Plaintiff asserts the following claims under 42 U.S.C. § 1983: deprivation of fair trial and wrongful conviction, against all individual Defendants (Count I); coercive interrogation against Daley, Burge, Byrne, Dignan, Yucaitis, Boffo, Hines, Frenzer, Patton, and Martin (Count IV); and a Monell claim against the City of Chicago (Count VI). Plaintiff asserts a claim for conspiracy under 42 U.S.C. §§ 1985 and 1986 against all individual Defendants (Count V). In addition, Plaintiff asserts six state law claims: false arrest and false imprisonment against the individual Defendants (Count VII), malicious prosecution against the individual Defendants (Count VIII), intentional infliction of emotional distress against the individual Defendants (Count IX), conspiracy against the individual Defendants (Count X), respondeat superior against the City of Chicago (Count XI), and an indemnification claim pursuant to 745 ILCS 10/9-102 against the City of Chicago, Cook County, and the Cook County State's Attorney's Office (Count XII). Plaintiff has voluntarily withdrawn Count II, alleging false arrest and imprisonment against all individual Defendants, and Count III, alleging torture and physical abuse against Boffo, Burge, Byrne, Daley, Dignan, Frenzer, Hines, Martin, Patton, and Yucaitis.

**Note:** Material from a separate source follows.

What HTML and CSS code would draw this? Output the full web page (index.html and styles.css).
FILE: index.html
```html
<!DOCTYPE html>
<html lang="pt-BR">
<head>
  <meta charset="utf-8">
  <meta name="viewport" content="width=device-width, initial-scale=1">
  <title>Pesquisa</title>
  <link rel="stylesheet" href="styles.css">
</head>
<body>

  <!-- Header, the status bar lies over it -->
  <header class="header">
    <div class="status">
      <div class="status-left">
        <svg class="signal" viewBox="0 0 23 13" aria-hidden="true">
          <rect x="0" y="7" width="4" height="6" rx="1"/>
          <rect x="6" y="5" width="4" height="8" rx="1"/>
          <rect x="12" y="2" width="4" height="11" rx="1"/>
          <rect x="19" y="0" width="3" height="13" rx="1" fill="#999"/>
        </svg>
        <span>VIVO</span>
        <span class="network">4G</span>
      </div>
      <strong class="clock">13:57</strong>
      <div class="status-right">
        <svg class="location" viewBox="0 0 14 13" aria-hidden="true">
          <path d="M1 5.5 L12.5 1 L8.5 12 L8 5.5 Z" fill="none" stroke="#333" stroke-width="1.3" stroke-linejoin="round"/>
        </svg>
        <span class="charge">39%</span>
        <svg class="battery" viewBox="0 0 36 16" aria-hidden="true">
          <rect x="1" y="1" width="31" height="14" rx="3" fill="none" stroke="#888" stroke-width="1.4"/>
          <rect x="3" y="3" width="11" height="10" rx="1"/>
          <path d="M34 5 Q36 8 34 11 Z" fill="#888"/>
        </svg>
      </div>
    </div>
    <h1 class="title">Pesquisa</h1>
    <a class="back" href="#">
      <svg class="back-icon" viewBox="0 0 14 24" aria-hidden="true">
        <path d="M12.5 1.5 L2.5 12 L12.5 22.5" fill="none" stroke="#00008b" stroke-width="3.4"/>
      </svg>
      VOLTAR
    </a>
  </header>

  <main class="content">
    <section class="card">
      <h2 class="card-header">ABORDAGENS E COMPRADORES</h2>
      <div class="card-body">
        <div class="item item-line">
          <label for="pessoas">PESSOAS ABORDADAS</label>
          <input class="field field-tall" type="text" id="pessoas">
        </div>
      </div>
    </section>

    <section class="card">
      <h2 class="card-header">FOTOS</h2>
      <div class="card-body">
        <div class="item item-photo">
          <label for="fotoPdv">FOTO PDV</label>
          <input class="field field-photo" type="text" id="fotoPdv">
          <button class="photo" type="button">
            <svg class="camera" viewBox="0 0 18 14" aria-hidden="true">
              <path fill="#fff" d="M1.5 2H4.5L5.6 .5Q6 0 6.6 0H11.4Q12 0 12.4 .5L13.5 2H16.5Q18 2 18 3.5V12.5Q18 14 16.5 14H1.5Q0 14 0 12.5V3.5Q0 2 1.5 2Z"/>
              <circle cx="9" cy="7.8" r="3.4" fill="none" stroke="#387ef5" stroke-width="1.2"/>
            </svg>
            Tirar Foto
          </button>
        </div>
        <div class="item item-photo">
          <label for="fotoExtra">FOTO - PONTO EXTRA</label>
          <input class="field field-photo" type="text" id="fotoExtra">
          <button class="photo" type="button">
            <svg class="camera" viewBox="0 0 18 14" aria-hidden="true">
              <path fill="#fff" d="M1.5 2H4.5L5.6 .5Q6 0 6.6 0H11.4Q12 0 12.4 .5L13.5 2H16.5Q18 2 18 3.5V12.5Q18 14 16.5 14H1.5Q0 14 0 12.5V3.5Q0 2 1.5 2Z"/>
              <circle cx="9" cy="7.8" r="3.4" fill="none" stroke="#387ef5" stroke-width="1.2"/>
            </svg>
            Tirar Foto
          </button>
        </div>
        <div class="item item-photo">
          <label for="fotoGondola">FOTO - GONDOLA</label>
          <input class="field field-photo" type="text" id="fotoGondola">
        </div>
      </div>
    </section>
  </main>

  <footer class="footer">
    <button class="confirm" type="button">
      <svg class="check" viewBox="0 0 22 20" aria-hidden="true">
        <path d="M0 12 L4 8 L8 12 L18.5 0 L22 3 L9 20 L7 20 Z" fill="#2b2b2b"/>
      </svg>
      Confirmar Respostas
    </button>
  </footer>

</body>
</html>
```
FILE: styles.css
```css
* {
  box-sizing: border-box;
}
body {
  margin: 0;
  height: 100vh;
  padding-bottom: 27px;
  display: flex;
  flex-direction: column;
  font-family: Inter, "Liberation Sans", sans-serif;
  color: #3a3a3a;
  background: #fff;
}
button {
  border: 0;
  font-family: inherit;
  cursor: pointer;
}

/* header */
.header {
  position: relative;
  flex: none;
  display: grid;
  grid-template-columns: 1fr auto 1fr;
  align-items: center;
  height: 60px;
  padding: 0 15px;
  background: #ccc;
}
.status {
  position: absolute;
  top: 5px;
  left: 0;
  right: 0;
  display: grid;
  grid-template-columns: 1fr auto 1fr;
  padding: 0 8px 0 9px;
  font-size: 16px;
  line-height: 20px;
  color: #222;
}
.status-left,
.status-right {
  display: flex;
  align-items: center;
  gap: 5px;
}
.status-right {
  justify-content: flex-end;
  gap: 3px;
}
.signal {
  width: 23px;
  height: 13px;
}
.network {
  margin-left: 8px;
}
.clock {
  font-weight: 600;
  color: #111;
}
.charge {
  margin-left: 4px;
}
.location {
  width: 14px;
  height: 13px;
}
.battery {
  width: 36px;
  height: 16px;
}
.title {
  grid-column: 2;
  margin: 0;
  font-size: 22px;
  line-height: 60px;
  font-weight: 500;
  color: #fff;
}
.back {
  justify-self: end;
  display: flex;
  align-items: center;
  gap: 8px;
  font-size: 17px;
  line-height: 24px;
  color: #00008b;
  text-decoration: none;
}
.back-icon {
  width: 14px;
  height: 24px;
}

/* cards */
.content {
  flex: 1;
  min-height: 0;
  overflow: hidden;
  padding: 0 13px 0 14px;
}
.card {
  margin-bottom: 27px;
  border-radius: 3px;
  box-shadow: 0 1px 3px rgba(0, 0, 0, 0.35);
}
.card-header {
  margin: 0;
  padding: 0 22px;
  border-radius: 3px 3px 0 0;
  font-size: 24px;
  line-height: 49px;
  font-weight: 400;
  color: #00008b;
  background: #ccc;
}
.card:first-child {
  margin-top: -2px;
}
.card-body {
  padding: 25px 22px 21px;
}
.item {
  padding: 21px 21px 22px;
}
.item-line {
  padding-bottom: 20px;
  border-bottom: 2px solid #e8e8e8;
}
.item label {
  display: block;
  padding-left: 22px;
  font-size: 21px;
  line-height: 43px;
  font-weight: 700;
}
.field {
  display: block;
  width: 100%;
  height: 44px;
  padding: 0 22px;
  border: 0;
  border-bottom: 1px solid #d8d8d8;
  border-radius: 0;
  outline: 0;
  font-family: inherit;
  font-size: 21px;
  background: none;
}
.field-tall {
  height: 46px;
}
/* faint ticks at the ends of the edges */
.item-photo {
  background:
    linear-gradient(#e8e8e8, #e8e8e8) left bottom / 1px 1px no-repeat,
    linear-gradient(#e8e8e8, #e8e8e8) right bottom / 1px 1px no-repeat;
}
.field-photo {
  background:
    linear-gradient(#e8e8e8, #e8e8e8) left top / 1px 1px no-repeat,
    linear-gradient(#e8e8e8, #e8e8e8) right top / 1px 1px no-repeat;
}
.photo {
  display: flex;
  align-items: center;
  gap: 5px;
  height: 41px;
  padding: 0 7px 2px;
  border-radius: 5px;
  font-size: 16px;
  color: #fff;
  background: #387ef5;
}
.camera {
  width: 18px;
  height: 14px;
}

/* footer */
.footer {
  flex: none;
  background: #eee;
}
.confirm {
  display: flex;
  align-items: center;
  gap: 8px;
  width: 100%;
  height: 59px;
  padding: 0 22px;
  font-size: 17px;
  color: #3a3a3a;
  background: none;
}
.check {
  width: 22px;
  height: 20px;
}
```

Defendants have filed five separate motions to dismiss. For the reasons set forth below, the motions are granted in part and denied in part.


I. The Parties

Plaintiff Michael Tillman brings his claims against thirteen individual Defendants, all in their individual capacities, as well as the City of Chicago, Cook County, and the Cook County State's Attorney's Office. Before examining the background and substance of Plaintiff's claims, the court briefly identifies the Defendants and describes their Motions to Dismiss.

A. Municipal Defendants

Defendants Terry Hillard, Thomas Needham, Gayle Shines, and LeRoy Martin, all former City of Chicago officials (the "Municipal Defendants"), have filed a joint motion to dismiss. (Dkt. 64.) Defendant Martin served as Chicago Police Superintendent from 1987 to 1992, and before that, held positions including Commander of the Area 2 Detective Division, where he was the command supervisor for the remaining Defendant Officers, and direct supervisor to Defendant Burge. (Compl. ¶ 11.) Defendant Hillard served as Chicago Police Superintendent from 1998 to 2004. (Id. ¶ 12.) Defendant Needham was counsel to, and administrative assistant for, Superintendent Hillard from 1998 to 2002. (Id. ¶ 13.) Defendant Shines was the Director of the Chicago Police Department's Office of Professional Standards from 1990 to 1998. (Id. ¶ 15.)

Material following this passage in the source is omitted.